▸ AVAILABLE DATA:
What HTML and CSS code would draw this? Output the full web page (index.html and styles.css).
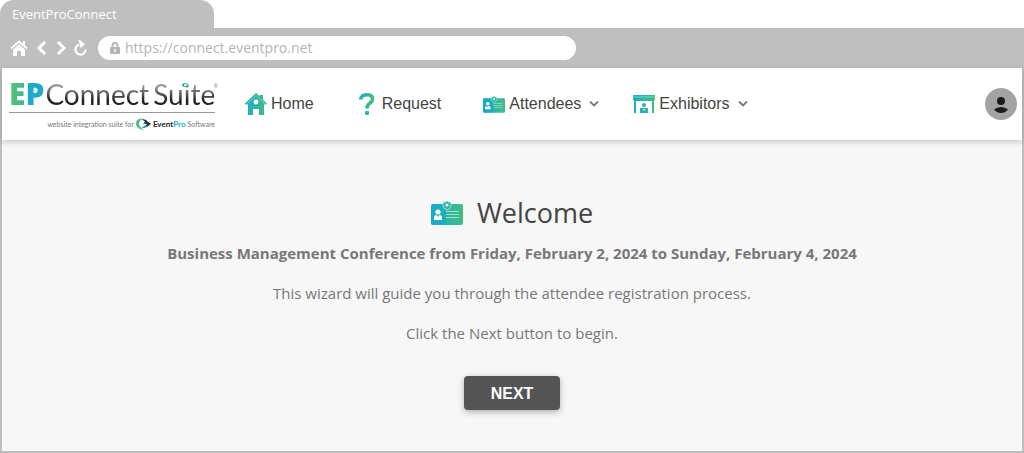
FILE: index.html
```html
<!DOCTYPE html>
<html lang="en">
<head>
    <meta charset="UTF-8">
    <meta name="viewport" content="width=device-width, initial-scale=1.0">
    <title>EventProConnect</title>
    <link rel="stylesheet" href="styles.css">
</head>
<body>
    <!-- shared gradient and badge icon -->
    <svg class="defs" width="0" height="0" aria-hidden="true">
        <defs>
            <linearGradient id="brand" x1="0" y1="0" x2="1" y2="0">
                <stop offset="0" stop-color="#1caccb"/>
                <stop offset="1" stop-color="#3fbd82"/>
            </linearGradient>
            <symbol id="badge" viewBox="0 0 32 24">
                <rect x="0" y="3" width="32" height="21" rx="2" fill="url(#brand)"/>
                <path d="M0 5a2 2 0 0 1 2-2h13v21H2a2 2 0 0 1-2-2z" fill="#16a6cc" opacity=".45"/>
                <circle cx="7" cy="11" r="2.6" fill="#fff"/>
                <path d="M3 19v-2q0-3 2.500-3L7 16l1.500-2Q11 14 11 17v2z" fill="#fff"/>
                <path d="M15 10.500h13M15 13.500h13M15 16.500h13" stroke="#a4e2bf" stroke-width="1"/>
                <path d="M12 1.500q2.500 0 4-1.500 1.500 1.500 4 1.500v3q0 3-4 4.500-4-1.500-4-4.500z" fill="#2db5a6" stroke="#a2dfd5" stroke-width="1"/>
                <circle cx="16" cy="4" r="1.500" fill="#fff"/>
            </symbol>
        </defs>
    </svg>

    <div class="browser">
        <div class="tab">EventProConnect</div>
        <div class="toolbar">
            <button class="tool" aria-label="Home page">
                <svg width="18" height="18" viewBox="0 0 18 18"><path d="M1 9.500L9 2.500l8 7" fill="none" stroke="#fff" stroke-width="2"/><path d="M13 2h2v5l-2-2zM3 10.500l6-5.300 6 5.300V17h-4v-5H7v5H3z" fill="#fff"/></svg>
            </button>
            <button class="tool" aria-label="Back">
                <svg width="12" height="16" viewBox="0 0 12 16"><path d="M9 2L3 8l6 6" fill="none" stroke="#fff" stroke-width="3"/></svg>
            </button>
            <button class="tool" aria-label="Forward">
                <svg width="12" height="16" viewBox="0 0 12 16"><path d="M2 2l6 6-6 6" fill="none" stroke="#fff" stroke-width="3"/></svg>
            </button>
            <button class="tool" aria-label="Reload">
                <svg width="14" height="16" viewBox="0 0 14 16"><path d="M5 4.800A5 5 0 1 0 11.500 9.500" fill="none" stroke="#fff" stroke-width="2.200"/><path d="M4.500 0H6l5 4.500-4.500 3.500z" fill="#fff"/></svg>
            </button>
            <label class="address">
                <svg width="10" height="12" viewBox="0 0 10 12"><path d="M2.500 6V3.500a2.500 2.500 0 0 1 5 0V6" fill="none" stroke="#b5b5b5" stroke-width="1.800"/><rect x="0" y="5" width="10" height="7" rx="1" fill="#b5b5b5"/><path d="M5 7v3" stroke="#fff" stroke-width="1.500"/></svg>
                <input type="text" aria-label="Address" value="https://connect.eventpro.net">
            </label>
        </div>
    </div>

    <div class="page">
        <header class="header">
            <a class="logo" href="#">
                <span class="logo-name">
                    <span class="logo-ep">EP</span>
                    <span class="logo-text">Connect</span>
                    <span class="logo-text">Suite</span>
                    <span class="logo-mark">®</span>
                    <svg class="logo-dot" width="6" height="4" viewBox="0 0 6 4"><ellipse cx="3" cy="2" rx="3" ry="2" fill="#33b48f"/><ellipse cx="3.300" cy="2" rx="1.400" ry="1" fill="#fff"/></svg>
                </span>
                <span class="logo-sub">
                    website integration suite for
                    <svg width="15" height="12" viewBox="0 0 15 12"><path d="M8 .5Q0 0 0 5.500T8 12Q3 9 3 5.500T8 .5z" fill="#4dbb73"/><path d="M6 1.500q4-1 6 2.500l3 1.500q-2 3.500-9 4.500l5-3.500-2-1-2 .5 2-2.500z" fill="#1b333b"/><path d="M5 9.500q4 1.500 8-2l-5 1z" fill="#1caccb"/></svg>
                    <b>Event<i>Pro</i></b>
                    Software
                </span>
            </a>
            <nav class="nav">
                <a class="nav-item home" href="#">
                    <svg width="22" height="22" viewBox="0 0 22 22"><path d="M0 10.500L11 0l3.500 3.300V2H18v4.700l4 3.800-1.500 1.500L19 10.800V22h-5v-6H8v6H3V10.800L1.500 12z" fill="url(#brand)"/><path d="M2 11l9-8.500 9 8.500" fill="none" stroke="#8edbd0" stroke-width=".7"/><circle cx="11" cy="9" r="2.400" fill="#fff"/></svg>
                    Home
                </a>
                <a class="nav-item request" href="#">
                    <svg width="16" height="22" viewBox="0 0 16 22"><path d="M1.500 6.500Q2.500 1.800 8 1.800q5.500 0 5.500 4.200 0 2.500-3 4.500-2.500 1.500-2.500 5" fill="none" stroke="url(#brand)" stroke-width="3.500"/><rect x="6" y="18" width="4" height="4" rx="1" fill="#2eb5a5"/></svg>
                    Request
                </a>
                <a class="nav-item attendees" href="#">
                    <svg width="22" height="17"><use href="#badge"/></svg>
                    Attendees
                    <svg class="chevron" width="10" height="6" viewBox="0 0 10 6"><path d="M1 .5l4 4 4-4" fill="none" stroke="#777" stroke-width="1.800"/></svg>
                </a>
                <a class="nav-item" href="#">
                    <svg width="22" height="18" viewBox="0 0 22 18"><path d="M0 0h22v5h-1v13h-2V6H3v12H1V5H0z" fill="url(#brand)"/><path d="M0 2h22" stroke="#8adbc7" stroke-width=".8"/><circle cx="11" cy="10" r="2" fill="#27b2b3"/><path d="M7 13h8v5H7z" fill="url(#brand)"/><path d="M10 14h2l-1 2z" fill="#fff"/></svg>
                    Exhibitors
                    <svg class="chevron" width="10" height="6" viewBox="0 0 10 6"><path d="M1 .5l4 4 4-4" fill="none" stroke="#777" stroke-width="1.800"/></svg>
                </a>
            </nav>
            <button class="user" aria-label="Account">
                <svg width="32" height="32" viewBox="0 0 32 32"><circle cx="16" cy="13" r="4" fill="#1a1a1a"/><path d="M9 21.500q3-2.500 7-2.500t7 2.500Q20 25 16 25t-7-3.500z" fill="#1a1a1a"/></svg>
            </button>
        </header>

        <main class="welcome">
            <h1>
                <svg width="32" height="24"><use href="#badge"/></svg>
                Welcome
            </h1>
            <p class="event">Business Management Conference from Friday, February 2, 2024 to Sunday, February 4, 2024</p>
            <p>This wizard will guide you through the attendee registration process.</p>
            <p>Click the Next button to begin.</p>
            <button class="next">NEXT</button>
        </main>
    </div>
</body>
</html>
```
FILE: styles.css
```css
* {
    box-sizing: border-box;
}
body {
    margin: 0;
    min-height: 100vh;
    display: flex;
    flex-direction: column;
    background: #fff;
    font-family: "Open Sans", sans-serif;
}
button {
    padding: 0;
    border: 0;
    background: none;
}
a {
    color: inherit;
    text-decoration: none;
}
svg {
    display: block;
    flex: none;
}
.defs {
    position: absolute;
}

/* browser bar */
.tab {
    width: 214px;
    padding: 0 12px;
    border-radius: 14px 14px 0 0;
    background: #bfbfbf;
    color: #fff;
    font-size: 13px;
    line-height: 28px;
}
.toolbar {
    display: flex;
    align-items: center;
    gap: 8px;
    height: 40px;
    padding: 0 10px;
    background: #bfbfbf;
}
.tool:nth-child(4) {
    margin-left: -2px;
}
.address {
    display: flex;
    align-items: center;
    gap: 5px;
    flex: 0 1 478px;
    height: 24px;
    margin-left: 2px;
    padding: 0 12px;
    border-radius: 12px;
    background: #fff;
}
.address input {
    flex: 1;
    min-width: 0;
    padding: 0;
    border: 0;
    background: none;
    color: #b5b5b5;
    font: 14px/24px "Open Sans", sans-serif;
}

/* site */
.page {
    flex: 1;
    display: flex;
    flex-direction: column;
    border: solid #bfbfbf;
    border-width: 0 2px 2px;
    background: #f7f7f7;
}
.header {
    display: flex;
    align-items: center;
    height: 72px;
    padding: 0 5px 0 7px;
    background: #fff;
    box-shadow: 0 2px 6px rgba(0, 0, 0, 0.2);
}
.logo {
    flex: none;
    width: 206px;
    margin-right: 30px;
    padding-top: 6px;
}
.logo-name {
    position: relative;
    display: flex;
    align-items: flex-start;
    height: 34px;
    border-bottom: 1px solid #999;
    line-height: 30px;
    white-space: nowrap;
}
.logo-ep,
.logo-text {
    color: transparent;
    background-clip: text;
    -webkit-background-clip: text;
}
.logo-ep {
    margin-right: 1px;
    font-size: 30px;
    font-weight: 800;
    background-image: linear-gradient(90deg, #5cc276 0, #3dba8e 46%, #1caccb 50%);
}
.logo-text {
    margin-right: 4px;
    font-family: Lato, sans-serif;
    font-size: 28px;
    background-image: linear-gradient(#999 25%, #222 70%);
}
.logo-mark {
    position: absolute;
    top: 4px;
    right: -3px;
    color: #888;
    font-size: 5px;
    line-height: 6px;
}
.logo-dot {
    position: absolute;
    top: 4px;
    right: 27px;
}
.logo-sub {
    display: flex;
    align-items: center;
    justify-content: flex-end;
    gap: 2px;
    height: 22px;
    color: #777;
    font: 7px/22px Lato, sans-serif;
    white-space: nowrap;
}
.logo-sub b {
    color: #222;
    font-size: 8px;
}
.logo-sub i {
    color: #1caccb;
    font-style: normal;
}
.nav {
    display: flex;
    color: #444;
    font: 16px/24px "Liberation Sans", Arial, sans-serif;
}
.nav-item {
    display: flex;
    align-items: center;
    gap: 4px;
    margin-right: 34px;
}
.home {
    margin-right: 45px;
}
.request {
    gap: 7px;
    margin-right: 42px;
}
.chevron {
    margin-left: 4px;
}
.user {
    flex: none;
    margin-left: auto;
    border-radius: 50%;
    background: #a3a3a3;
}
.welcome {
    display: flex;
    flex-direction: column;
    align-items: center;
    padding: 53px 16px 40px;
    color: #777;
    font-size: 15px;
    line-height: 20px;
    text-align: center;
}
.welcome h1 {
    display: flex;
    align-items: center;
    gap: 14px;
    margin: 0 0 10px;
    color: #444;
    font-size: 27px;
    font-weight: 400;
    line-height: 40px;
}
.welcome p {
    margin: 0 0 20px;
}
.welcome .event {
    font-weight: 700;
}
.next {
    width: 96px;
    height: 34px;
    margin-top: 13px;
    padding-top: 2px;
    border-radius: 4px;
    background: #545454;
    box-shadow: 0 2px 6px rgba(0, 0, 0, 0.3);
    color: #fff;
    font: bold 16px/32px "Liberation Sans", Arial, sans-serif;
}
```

▸ TASK TO COMPLETE: Pull out all lines of the data with the string "page".

▸ EXERCISE OUTPUT:
What HTML and CSS code would draw this? Output the full web page (index.html and styles.css).
            <button class="tool" aria-label="Home page">
    <div class="page">
.page {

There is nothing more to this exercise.